● Exercise aim
In the material below, list every line carrying the string "React".

───── Raw data ─────

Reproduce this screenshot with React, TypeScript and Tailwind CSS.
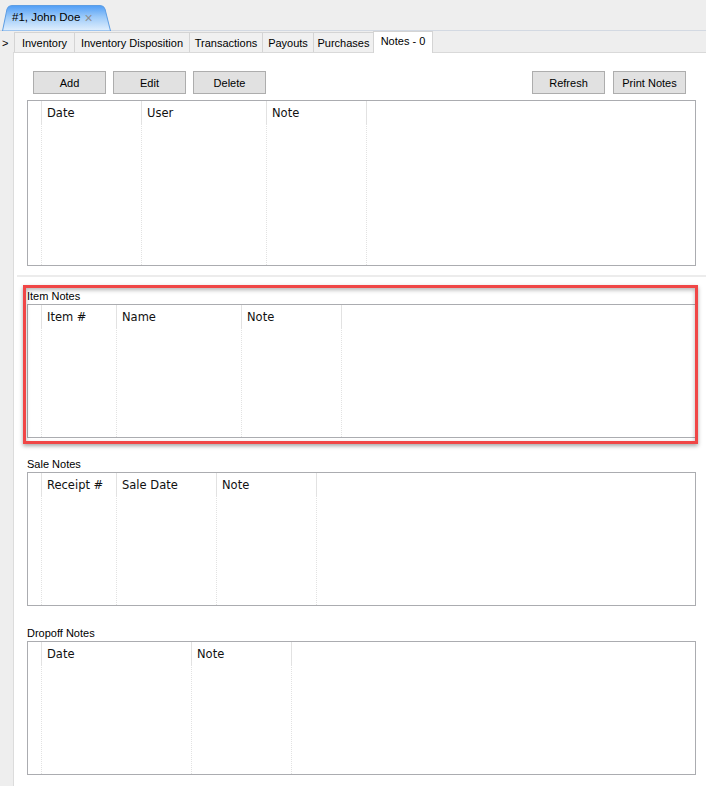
import React from 'react';

interface Col {
    label: string;
    w: string;
}

const Grid: React.FC<{cols: Col[]; h: string}> = ({cols, h}) => (
    <div className={`${h} flex border border-[#abacb0] bg-white`}>
        <div className="w-[14px] shrink-0 flex flex-col">
            <div className="h-[23px] border-r border-[#e2e2e2]" />
            <div className="flex-1 border-r border-dotted border-[#e2e2e2]" />
        </div>
        {cols.map((c) => (
            <div key={c.label} className={`${c.w} shrink-0 flex flex-col`}>
                <div className="h-[23px] border-r border-[#e2e2e2] pl-[5px] pt-[4px] font-['DejaVu_Sans',sans-serif] text-[11.5px] leading-[16px] text-[#111]">
                    {c.label}
                </div>
                <div className="flex-1 border-r border-dotted border-[#e2e2e2]" />
            </div>
        ))}
        <div className="flex-1" />
    </div>
);

const Btn: React.FC<{label: string}> = ({label}) => (
    <button className="w-[73px] h-[23px] border border-[#adadad] bg-[#e1e1e1] text-[11px] leading-[14px] text-black">
        {label}
    </button>
);

const Label: React.FC<{text: string}> = ({text}) => (
    <div className="h-[14px] leading-[14px] mb-[1px] text-[11px] text-black">{text}</div>
);

const subTabs = [
    {label: 'Inventory', w: 'w-[60px]'},
    {label: 'Inventory Disposition', w: 'w-[115px]'},
    {label: 'Transactions', w: 'w-[73px]'},
    {label: 'Payouts', w: 'w-[51px]'},
    {label: 'Purchases', w: 'w-[60px]'},
];

const App: React.FC = () => {
    return (
        <div className="w-[706px] h-[786px] overflow-hidden bg-[#eeeeee] font-['Liberation_Sans',Arial,sans-serif] text-[11px] text-black">
            {/* document tab strip */}
            <div className="h-[31px] border-b border-[#d3d9e2] pl-[2px] pt-[5px] flex">
                <div className="relative w-[110px] h-[25px] flex items-center pl-[10px]">
                    <svg className="absolute inset-0" width="110" height="26" viewBox="0 0 110 26">
                        <defs>
                            <linearGradient id="tabg" x1="0" y1="0" x2="0" y2="1">
                                <stop offset="0" stopColor="#4f9df6" />
                                <stop offset="0.45" stopColor="#9ccaf9" />
                                <stop offset="1" stopColor="#e3f0fd" />
                            </linearGradient>
                        </defs>
                        <path d="M0.5 26 L5 4 Q6 0.5 10 0.5 L98 0.5 Q102 0.5 103 4 L108.5 26 Z" fill="url(#tabg)" stroke="#5d9de3" strokeWidth="1" />
                    </svg>
                    <span className="relative text-[11.5px]">#1, John Doe</span>
                    <span className="relative ml-[4px] text-[14px] leading-[14px] text-[#8d8d8d]">×</span>
                </div>
            </div>

            <div className="flex h-[755px]">
                <div className="w-[13px] shrink-0 pt-[5px] pl-[2px] leading-[14px]">&gt;</div>

                <div className="flex-1 flex flex-col">
                    {/* sub tabs */}
                    <div className="h-[22px] flex items-end border-b border-[#d9d9d9]">
                        <div className="w-[1px]" />
                        {subTabs.map((t) => (
                            <div key={t.label} className={`${t.w} h-[20px] border-l border-t border-[#d4d4d4] bg-[#f0f0f0] flex items-center justify-center pt-[1px]`}>
                                {t.label}
                            </div>
                        ))}
                        <div className="relative w-[60px] h-[22px] -mb-[1px] border-l border-r border-t border-[#d4d4d4] bg-white flex items-center justify-center pb-[2px]">
                            Notes - 0
                        </div>
                    </div>

                    {/* notes panel */}
                    <div className="flex-1 bg-white border-l border-[#dcdcdc] pl-[13px] pr-[10px] pt-[18px]">
                        <div className="flex justify-between pl-[6px] pr-[10px]">
                            <div className="flex gap-[7px]">
                                <Btn label="Add" />
                                <Btn label="Edit" />
                                <Btn label="Delete" />
                            </div>
                            <div className="flex gap-[8px]">
                                <Btn label="Refresh" />
                                <Btn label="Print Notes" />
                            </div>
                        </div>

                        <div className="mt-[6px]">
                            <Grid
                                h="h-[166px]"
                                cols={[
                                    {label: 'Date', w: 'w-[100px]'},
                                    {label: 'User', w: 'w-[125px]'},
                                    {label: 'Note', w: 'w-[100px]'},
                                ]}
                            />
                        </div>

                        <div className="h-[2px] bg-[#ececec] mt-[9px] -ml-[10px] -mr-[10px]" />

                        <div className="relative mt-[12px]">
                            <Label text="Item Notes" />
                            <Grid
                                h="h-[134px]"
                                cols={[
                                    {label: 'Item #', w: 'w-[75px]'},
                                    {label: 'Name', w: 'w-[125px]'},
                                    {label: 'Note', w: 'w-[100px]'},
                                ]}
                            />
                            <div className="absolute -left-[4px] -top-[4px] -right-[2px] -bottom-[6px] border-[3px] border-[#f04646] shadow-[0_2px_4px_rgba(0,0,0,0.35),inset_0_2px_4px_rgba(0,0,0,0.3)] pointer-events-none" />
                        </div>

                        <div className="mt-[19px]">
                            <Label text="Sale Notes" />
                            <Grid
                                h="h-[134px]"
                                cols={[
                                    {label: 'Receipt #', w: 'w-[75px]'},
                                    {label: 'Sale Date', w: 'w-[100px]'},
                                    {label: 'Note', w: 'w-[100px]'},
                                ]}
                            />
                        </div>

                        <div className="mt-[20px]">
                            <Label text="Dropoff Notes" />
                            <Grid
                                h="h-[134px]"
                                cols={[
                                    {label: 'Date', w: 'w-[150px]'},
                                    {label: 'Note', w: 'w-[100px]'},
                                ]}
                            />
                        </div>
                    </div>
                </div>
            </div>
        </div>
    );
};

export default App;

─────

● Result for this exercise
Reproduce this screenshot with React, TypeScript and Tailwind CSS.
import React from 'react';
const Grid: React.FC<{cols: Col[]; h: string}> = ({cols, h}) => (
const Btn: React.FC<{label: string}> = ({label}) => (
const Label: React.FC<{text: string}> = ({text}) => (
const App: React.FC = () => {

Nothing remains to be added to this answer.